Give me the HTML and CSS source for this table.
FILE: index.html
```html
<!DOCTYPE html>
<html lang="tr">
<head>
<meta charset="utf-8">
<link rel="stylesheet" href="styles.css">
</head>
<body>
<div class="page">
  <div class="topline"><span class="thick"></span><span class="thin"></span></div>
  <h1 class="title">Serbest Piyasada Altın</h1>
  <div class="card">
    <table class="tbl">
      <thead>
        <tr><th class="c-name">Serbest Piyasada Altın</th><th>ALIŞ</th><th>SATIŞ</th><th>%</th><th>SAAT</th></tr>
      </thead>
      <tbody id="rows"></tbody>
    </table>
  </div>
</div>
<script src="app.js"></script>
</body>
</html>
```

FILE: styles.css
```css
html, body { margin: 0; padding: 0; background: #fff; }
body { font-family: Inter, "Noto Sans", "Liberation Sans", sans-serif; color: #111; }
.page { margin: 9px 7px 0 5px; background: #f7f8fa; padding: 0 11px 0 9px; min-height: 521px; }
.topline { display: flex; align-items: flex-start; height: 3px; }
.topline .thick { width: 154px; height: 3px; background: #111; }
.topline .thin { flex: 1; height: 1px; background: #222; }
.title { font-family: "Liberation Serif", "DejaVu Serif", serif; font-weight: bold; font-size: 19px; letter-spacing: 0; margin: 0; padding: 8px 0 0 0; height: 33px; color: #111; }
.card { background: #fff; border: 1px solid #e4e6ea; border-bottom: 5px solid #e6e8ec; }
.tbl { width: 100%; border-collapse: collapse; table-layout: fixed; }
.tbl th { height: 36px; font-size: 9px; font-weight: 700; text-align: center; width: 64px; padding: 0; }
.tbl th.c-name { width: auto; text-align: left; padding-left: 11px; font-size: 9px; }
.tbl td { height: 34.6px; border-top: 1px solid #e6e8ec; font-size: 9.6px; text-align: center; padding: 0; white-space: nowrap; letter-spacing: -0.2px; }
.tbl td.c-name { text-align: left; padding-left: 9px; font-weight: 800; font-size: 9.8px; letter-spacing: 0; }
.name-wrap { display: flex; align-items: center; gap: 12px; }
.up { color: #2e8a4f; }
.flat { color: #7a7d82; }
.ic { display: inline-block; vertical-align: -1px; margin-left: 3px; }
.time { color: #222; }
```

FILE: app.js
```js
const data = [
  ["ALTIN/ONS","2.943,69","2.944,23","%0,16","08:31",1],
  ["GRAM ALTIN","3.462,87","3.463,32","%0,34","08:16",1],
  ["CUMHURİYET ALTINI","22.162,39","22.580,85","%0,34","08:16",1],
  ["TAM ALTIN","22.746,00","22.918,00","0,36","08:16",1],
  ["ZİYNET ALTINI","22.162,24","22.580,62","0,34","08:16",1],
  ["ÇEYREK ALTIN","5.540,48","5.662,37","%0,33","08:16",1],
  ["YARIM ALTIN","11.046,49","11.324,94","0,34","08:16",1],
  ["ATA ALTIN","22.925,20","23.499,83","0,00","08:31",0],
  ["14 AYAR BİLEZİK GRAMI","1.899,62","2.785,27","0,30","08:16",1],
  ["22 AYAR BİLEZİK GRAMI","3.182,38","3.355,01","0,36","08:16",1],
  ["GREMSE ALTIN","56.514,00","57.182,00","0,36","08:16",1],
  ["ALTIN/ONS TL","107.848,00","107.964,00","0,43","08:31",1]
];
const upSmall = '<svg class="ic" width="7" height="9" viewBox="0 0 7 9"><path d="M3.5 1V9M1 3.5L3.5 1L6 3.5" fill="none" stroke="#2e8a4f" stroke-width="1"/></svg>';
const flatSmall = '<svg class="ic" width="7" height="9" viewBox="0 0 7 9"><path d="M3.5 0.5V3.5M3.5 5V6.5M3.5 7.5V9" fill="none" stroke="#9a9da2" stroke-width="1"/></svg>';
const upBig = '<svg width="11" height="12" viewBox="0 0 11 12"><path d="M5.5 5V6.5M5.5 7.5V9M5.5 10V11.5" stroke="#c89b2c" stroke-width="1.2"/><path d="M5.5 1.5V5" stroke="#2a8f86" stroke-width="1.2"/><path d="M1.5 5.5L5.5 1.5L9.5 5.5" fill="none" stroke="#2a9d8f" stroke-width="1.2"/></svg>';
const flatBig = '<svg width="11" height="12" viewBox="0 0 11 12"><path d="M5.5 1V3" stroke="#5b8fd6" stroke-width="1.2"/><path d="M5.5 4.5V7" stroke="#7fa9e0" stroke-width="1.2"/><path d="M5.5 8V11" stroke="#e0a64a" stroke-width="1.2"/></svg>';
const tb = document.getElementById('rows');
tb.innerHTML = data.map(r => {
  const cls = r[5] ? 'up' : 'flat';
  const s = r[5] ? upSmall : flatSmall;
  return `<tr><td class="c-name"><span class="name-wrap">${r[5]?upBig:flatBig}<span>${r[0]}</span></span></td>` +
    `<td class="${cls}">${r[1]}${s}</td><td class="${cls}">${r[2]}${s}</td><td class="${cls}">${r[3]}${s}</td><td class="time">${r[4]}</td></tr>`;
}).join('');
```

* * *

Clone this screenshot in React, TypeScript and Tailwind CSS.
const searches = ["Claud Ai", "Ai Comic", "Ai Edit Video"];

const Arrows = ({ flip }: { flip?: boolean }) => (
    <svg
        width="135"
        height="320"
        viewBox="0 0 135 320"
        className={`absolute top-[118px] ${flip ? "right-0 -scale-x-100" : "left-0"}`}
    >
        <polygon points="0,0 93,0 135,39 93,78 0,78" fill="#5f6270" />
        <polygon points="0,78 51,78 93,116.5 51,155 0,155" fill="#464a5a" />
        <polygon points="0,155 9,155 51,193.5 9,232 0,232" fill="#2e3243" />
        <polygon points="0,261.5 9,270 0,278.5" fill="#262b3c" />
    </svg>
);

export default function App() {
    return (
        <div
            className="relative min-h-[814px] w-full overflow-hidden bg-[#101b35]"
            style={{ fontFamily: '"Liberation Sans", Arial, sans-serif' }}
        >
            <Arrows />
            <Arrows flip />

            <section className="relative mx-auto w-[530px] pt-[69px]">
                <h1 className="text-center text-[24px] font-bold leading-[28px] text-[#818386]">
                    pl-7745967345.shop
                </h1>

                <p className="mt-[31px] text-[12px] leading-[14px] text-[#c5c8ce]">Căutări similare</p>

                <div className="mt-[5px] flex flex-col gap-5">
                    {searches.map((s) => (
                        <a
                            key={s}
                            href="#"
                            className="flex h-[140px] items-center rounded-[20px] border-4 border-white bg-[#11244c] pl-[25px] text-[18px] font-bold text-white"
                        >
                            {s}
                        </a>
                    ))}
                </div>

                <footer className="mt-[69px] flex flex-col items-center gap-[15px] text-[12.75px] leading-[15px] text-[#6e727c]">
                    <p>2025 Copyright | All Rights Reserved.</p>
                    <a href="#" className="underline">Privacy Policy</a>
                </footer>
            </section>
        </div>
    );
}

* * *

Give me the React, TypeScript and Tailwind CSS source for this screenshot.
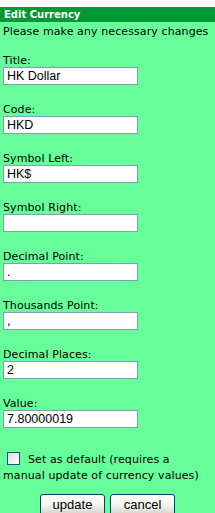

* * *

--- The exercise ---
Nothing beyond the lines starting at the line containing "Clone this screenshot" and ending at the line containing "<Arrows flip />" is to be reproduced; reproduce those lines exactly, both ends included.

--- Complete output ---
Clone this screenshot in React, TypeScript and Tailwind CSS.
const searches = ["Claud Ai", "Ai Comic", "Ai Edit Video"];

const Arrows = ({ flip }: { flip?: boolean }) => (
    <svg
        width="135"
        height="320"
        viewBox="0 0 135 320"
        className={`absolute top-[118px] ${flip ? "right-0 -scale-x-100" : "left-0"}`}
    >
        <polygon points="0,0 93,0 135,39 93,78 0,78" fill="#5f6270" />
        <polygon points="0,78 51,78 93,116.5 51,155 0,155" fill="#464a5a" />
        <polygon points="0,155 9,155 51,193.5 9,232 0,232" fill="#2e3243" />
        <polygon points="0,261.5 9,270 0,278.5" fill="#262b3c" />
    </svg>
);

export default function App() {
    return (
        <div
            className="relative min-h-[814px] w-full overflow-hidden bg-[#101b35]"
            style={{ fontFamily: '"Liberation Sans", Arial, sans-serif' }}
        >
            <Arrows />
            <Arrows flip />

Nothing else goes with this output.